• Requirements
Can you transcribe every line exactly and leave the pictures behind?

• Dataset section
— start —

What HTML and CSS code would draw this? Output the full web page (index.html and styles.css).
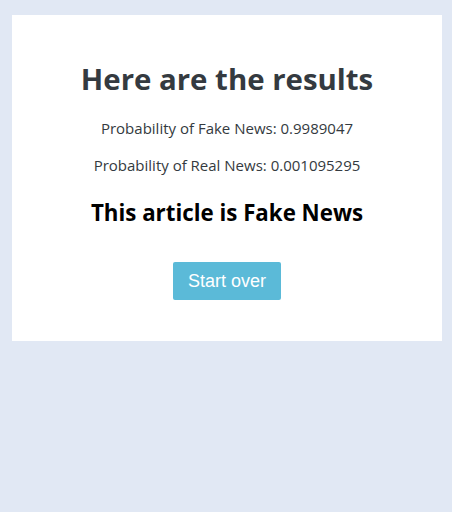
FILE: index.html
```html
<!DOCTYPE html>
<html>
<head>
<meta charset="utf-8">
<link rel="stylesheet" href="styles.css">
</head>
<body>
<div class="card">
  <h1 class="title">Here are the results</h1>
  <p class="prob">Probability of Fake News: 0.9989047</p>
  <p class="prob">Probability of Real News: 0.001095295</p>
  <h3 class="verdict">This article is Fake News</h3>
  <button class="btn">Start over</button>
</div>
</body>
</html>
```
FILE: styles.css
```css
html, body {
  margin: 0;
  padding: 0;
  background: #e1e8f4;
}
body {
  padding: 15px 10px 0 12px;
  font-family: "Open Sans", "Noto Sans", sans-serif;
}
.card {
  background: #ffffff;
  height: 326px;
  box-sizing: border-box;
  display: flex;
  flex-direction: column;
  align-items: center;
  padding-top: 45px;
}
.title {
  margin: 0;
  font-size: 29.4px;
  line-height: 38px;
  font-weight: 700;
  color: #343a40;
}
.prob {
  margin: 0;
  font-size: 15px;
  line-height: 20px;
  color: #343a40;
}
.title + .prob {
  margin-top: 20px;
}
.prob + .prob {
  margin-top: 17px;
}
.verdict {
  margin: 23px 0 0;
  font-size: 22.3px;
  line-height: 30px;
  font-weight: 700;
  color: #000;
}
.btn {
  margin-top: 34px;
  width: 108px;
  height: 38px;
  background: #5bbad8;
  border: none;
  border-radius: 2px;
  color: #fff;
  font-family: "Liberation Sans", Arial, sans-serif;
  font-size: 18px;
  padding: 0;
}
```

— end —

• Response for this exercise
What HTML and CSS code would draw this? Output the full web page (index.html and styles.css).
FILE: index.html
```html
<!DOCTYPE html>
<html>
<head>
<meta charset="utf-8">
<link rel="stylesheet" href="styles.css">
</head>
<body>
<div class="card">
  <h1 class="title">Here are the results</h1>
  <p class="prob">Probability of Fake News: 0.9989047</p>
  <p class="prob">Probability of Real News: 0.001095295</p>
  <h3 class="verdict">This article is Fake News</h3>
  <button class="btn">Start over</button>
</div>
</body>
</html>
```
FILE: styles.css
```css
html, body {
  margin: 0;
  padding: 0;
  background: #e1e8f4;
}
body {
  padding: 15px 10px 0 12px;
  font-family: "Open Sans", "Noto Sans", sans-serif;
}
.card {
  background: #ffffff;
  height: 326px;
  box-sizing: border-box;
  display: flex;
  flex-direction: column;
  align-items: center;
  padding-top: 45px;
}
.title {
  margin: 0;
  font-size: 29.4px;
  line-height: 38px;
  font-weight: 700;
  color: #343a40;
}
.prob {
  margin: 0;
  font-size: 15px;
  line-height: 20px;
  color: #343a40;
}
.title + .prob {
  margin-top: 20px;
}
.prob + .prob {
  margin-top: 17px;
}
.verdict {
  margin: 23px 0 0;
  font-size: 22.3px;
  line-height: 30px;
  font-weight: 700;
  color: #000;
}
.btn {
  margin-top: 34px;
  width: 108px;
  height: 38px;
  background: #5bbad8;
  border: none;
  border-radius: 2px;
  color: #fff;
  font-family: "Liberation Sans", Arial, sans-serif;
  font-size: 18px;
  padding: 0;
}
```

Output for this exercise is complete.